Without the images, print all the entries below exactly as given.

Web page code records
________________

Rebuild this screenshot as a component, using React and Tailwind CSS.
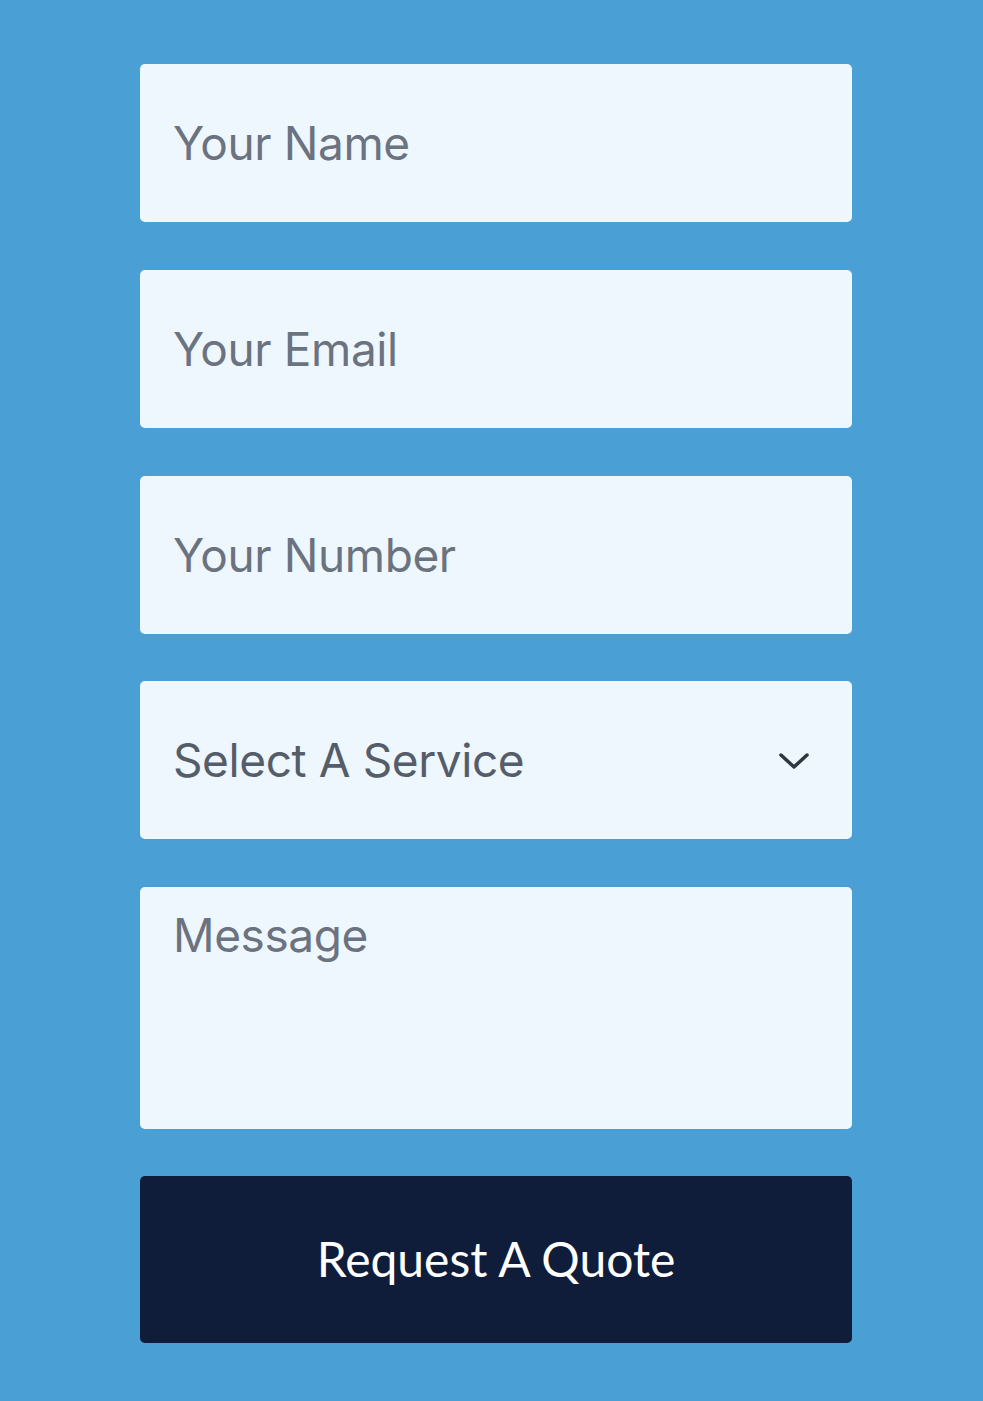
export default function App() {
  const field =
    "w-full h-[158px] rounded-[5px] bg-[#eff7fe] px-[33px] text-[46px] tracking-[-0.4px] text-[#6b7380] placeholder:text-[#6b7380] outline-none";
  return (
    <div className="min-h-[1401px] w-full bg-[#4aa0d5] pt-[64px]" style={{ fontFamily: "Inter, 'Liberation Sans', sans-serif" }}>
      <form className="ml-[140px] w-[712px] flex flex-col">
        <input className={field} placeholder="Your Name" />
        <input className={field + " mt-[48px]"} placeholder="Your Email" />
        <input className={field + " mt-[48px]"} placeholder="Your Number" />
        <div className="relative mt-[47px] h-[158px] w-full rounded-[5px] bg-[#eff7fe] flex items-center px-[33px]">
          <span className="text-[46px] tracking-[-0.4px] text-[#555d6a]">Select A Service</span>
          <svg className="absolute right-[42px] top-1/2 -translate-y-1/2" width="32" height="22" viewBox="0 0 32 22" fill="none">
            <path d="M3 6 L16 18 L29 6" stroke="#2f3640" strokeWidth="3.5" strokeLinecap="round" strokeLinejoin="round" />
          </svg>
        </div>
        <textarea
          className="mt-[48px] w-full h-[242px] rounded-[5px] bg-[#eff7fe] px-[33px] pt-[19px] text-[46px] tracking-[-0.4px] leading-[1.3] text-[#6b7380] placeholder:text-[#6b7380] outline-none resize-none"
          placeholder="Message"
        />
        <button
          type="button"
          className="mt-[47px] w-full h-[167px] rounded-[5px] bg-[#0f1d3a] text-white text-[48px] pb-[2px]"
          style={{ fontFamily: "Lato, 'Noto Sans', sans-serif" }}
        >
          Request A Quote
        </button>
      </form>
    </div>
  );
}
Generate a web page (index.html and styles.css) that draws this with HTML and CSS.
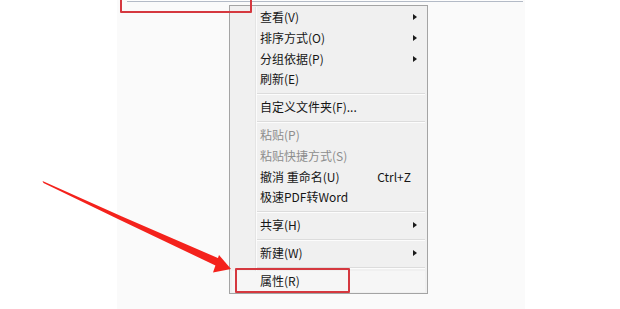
FILE: index.html
```html
<!DOCTYPE html>
<html lang="zh-CN">
<head>
<meta charset="utf-8">
<title>右键菜单</title>
<link rel="stylesheet" href="styles.css">
</head>
<body>
<div class="stage">
  <div class="topbar"></div>

  <div class="menu">
    <div class="gutter"></div>
    <div class="item"><span class="label">查看(V)</span><span class="sub"></span></div>
    <div class="item"><span class="label">排序方式(O)</span><span class="sub"></span></div>
    <div class="item"><span class="label">分组依据(P)</span><span class="sub"></span></div>
    <div class="item"><span class="label">刷新(E)</span></div>
    <div class="sep"></div>
    <div class="item"><span class="label">自定义文件夹(F)...</span></div>
    <div class="sep"></div>
    <div class="item disabled"><span class="label">粘贴(P)</span></div>
    <div class="item disabled"><span class="label">粘贴快捷方式(S)</span></div>
    <div class="item"><span class="label">撤消 重命名(U)</span><span class="key">Ctrl+Z</span></div>
    <div class="item"><span class="label">极速PDF转Word</span></div>
    <div class="sep"></div>
    <div class="item"><span class="label">共享(H)</span><span class="sub"></span></div>
    <div class="sep"></div>
    <div class="item"><span class="label">新建(W)</span><span class="sub"></span></div>
    <div class="sep"></div>
    <div class="item hover"><span class="label">属性(R)</span></div>
  </div>

  <div class="mark mark-top"></div>
  <div class="mark mark-prop"></div>
</div>

<svg class="arrow" width="620" height="309" viewBox="0 0 620 309">
  <polygon points="42.5,181 43.5,183 120,220 216.5,266 219,258.5 122,216.5" fill="#f4221c"/>
  <polygon points="231,269 219,255 213,272.5" fill="#f4221c"/>
</svg>
</body>
</html>
```

FILE: styles.css
```css
html, body {
  margin: 0;
  padding: 0;
  background: #ffffff;
  width: 620px;
  height: 309px;
  overflow: hidden;
}

body {
  font-family: "Noto Sans CJK SC", "Noto Sans", sans-serif;
  font-size: 12px;
  color: #161616;
  position: relative;
}

.stage {
  position: relative;
  margin-left: 117px;
  width: 408px;
  height: 309px;
  background: #fafafa;
}

.topbar {
  margin-left: 10px;
  width: 396px;
  height: 1px;
  border-bottom: 1px solid #b3bac6;
  background: #fdfdfd;
}

.menu {
  position: absolute;
  left: 112px;
  top: 5px;
  width: 197px;
  height: 286px;
  background: #f0f0f0;
  border: 1px solid #a4a4a4;
  padding-top: 1px;
  box-sizing: content-box;
}

.gutter {
  position: absolute;
  left: 25px;
  top: 1px;
  bottom: 1px;
  width: 1px;
  background: #e4e4e4;
  border-right: 1px solid #fbfbfb;
}

.item {
  position: relative;
  display: flex;
  align-items: center;
  height: 20.67px;
  padding-left: 30px;
  padding-right: 10px;
  line-height: 1;
  white-space: nowrap;
}

.item .label {
  flex: 1;
}

.item.disabled {
  color: #8d8d8d;
}

.item.hover {
  background: #f6f6f6;
  margin: 0 2px;
  padding-left: 28px;
}

.key {
  margin-right: 6px;
}

.sub {
  width: 0;
  height: 0;
  border-top: 3.5px solid transparent;
  border-bottom: 3.5px solid transparent;
  border-left: 4px solid #1a1a1a;
  margin-right: 0;
}

.sep {
  position: relative;
  height: 7.33px;
}

.sep::before {
  content: "";
  position: absolute;
  left: 27px;
  right: 2px;
  top: 3px;
  height: 1px;
  background: #dcdcdc;
  border-bottom: 1px solid #fcfcfc;
}

.mark {
  position: absolute;
  border: 2px solid #d5383f;
  border-radius: 1px;
  box-sizing: border-box;
}

.mark-top {
  left: 3px;
  top: -3px;
  width: 132px;
  height: 16px;
}

.mark-prop {
  left: 118px;
  top: 268px;
  width: 115px;
  height: 25px;
}

.arrow {
  position: absolute;
  left: 0;
  top: 0;
  pointer-events: none;
}
```
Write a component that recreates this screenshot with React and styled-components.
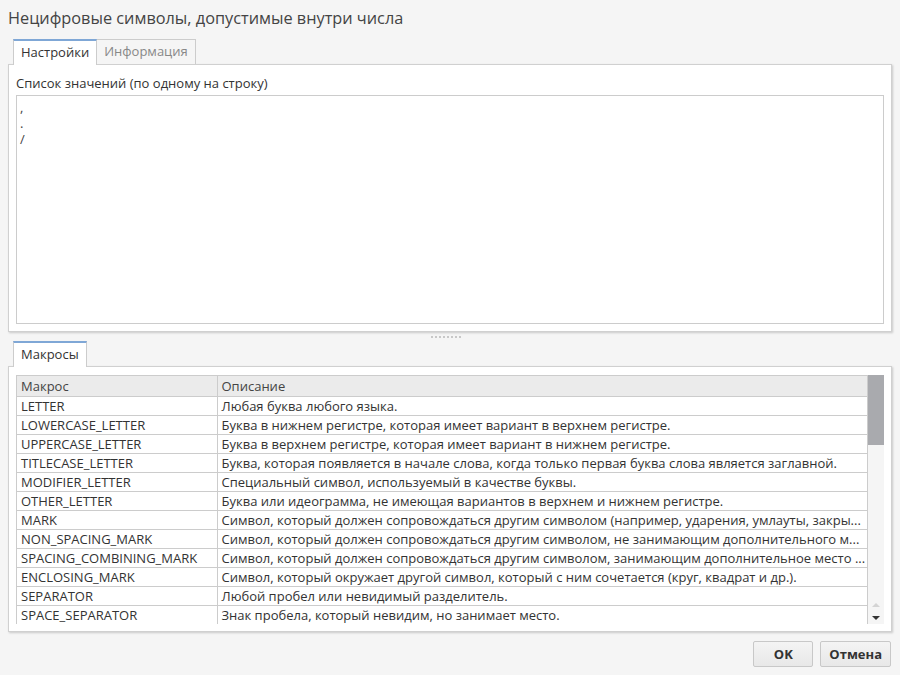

________________

TASK SOLUTION =>
Rebuild this screenshot as a component, using React and Tailwind CSS.
export default function App() {
  const field =
    "w-full h-[158px] rounded-[5px] bg-[#eff7fe] px-[33px] text-[46px] tracking-[-0.4px] text-[#6b7380] placeholder:text-[#6b7380] outline-none";
  return (
    <div className="min-h-[1401px] w-full bg-[#4aa0d5] pt-[64px]" style={{ fontFamily: "Inter, 'Liberation Sans', sans-serif" }}>
      <form className="ml-[140px] w-[712px] flex flex-col">
        <input className={field} placeholder="Your Name" />
        <input className={field + " mt-[48px]"} placeholder="Your Email" />
        <input className={field + " mt-[48px]"} placeholder="Your Number" />
        <div className="relative mt-[47px] h-[158px] w-full rounded-[5px] bg-[#eff7fe] flex items-center px-[33px]">
          <span className="text-[46px] tracking-[-0.4px] text-[#555d6a]">Select A Service</span>
          <svg className="absolute right-[42px] top-1/2 -translate-y-1/2" width="32" height="22" viewBox="0 0 32 22" fill="none">
            <path d="M3 6 L16 18 L29 6" stroke="#2f3640" strokeWidth="3.5" strokeLinecap="round" strokeLinejoin="round" />
          </svg>
        </div>
        <textarea
          className="mt-[48px] w-full h-[242px] rounded-[5px] bg-[#eff7fe] px-[33px] pt-[19px] text-[46px] tracking-[-0.4px] leading-[1.3] text-[#6b7380] placeholder:text-[#6b7380] outline-none resize-none"
          placeholder="Message"
        />
        <button
          type="button"
          className="mt-[47px] w-full h-[167px] rounded-[5px] bg-[#0f1d3a] text-white text-[48px] pb-[2px]"
          style={{ fontFamily: "Lato, 'Noto Sans', sans-serif" }}
        >
          Request A Quote
        </button>
      </form>
    </div>
  );
}
Generate a web page (index.html and styles.css) that draws this with HTML and CSS.
FILE: index.html
```html
<!DOCTYPE html>
<html lang="zh-CN">
<head>
<meta charset="utf-8">
<title>右键菜单</title>
<link rel="stylesheet" href="styles.css">
</head>
<body>
<div class="stage">
  <div class="topbar"></div>

  <div class="menu">
    <div class="gutter"></div>
    <div class="item"><span class="label">查看(V)</span><span class="sub"></span></div>
    <div class="item"><span class="label">排序方式(O)</span><span class="sub"></span></div>
    <div class="item"><span class="label">分组依据(P)</span><span class="sub"></span></div>
    <div class="item"><span class="label">刷新(E)</span></div>
    <div class="sep"></div>
    <div class="item"><span class="label">自定义文件夹(F)...</span></div>
    <div class="sep"></div>
    <div class="item disabled"><span class="label">粘贴(P)</span></div>
    <div class="item disabled"><span class="label">粘贴快捷方式(S)</span></div>
    <div class="item"><span class="label">撤消 重命名(U)</span><span class="key">Ctrl+Z</span></div>
    <div class="item"><span class="label">极速PDF转Word</span></div>
    <div class="sep"></div>
    <div class="item"><span class="label">共享(H)</span><span class="sub"></span></div>
    <div class="sep"></div>
    <div class="item"><span class="label">新建(W)</span><span class="sub"></span></div>
    <div class="sep"></div>
    <div class="item hover"><span class="label">属性(R)</span></div>
  </div>

  <div class="mark mark-top"></div>
  <div class="mark mark-prop"></div>
</div>

<svg class="arrow" width="620" height="309" viewBox="0 0 620 309">
  <polygon points="42.5,181 43.5,183 120,220 216.5,266 219,258.5 122,216.5" fill="#f4221c"/>
  <polygon points="231,269 219,255 213,272.5" fill="#f4221c"/>
</svg>
</body>
</html>
```

FILE: styles.css
```css
html, body {
  margin: 0;
  padding: 0;
  background: #ffffff;
  width: 620px;
  height: 309px;
  overflow: hidden;
}

body {
  font-family: "Noto Sans CJK SC", "Noto Sans", sans-serif;
  font-size: 12px;
  color: #161616;
  position: relative;
}

.stage {
  position: relative;
  margin-left: 117px;
  width: 408px;
  height: 309px;
  background: #fafafa;
}

.topbar {
  margin-left: 10px;
  width: 396px;
  height: 1px;
  border-bottom: 1px solid #b3bac6;
  background: #fdfdfd;
}

.menu {
  position: absolute;
  left: 112px;
  top: 5px;
  width: 197px;
  height: 286px;
  background: #f0f0f0;
  border: 1px solid #a4a4a4;
  padding-top: 1px;
  box-sizing: content-box;
}

.gutter {
  position: absolute;
  left: 25px;
  top: 1px;
  bottom: 1px;
  width: 1px;
  background: #e4e4e4;
  border-right: 1px solid #fbfbfb;
}

.item {
  position: relative;
  display: flex;
  align-items: center;
  height: 20.67px;
  padding-left: 30px;
  padding-right: 10px;
  line-height: 1;
  white-space: nowrap;
}

.item .label {
  flex: 1;
}

.item.disabled {
  color: #8d8d8d;
}

.item.hover {
  background: #f6f6f6;
  margin: 0 2px;
  padding-left: 28px;
}

.key {
  margin-right: 6px;
}

.sub {
  width: 0;
  height: 0;
  border-top: 3.5px solid transparent;
  border-bottom: 3.5px solid transparent;
  border-left: 4px solid #1a1a1a;
  margin-right: 0;
}

.sep {
  position: relative;
  height: 7.33px;
}

.sep::before {
  content: "";
  position: absolute;
  left: 27px;
  right: 2px;
  top: 3px;
  height: 1px;
  background: #dcdcdc;
  border-bottom: 1px solid #fcfcfc;
}

.mark {
  position: absolute;
  border: 2px solid #d5383f;
  border-radius: 1px;
  box-sizing: border-box;
}

.mark-top {
  left: 3px;
  top: -3px;
  width: 132px;
  height: 16px;
}

.mark-prop {
  left: 118px;
  top: 268px;
  width: 115px;
  height: 25px;
}

.arrow {
  position: absolute;
  left: 0;
  top: 0;
  pointer-events: none;
}
```
Write a component that recreates this screenshot with React and styled-components.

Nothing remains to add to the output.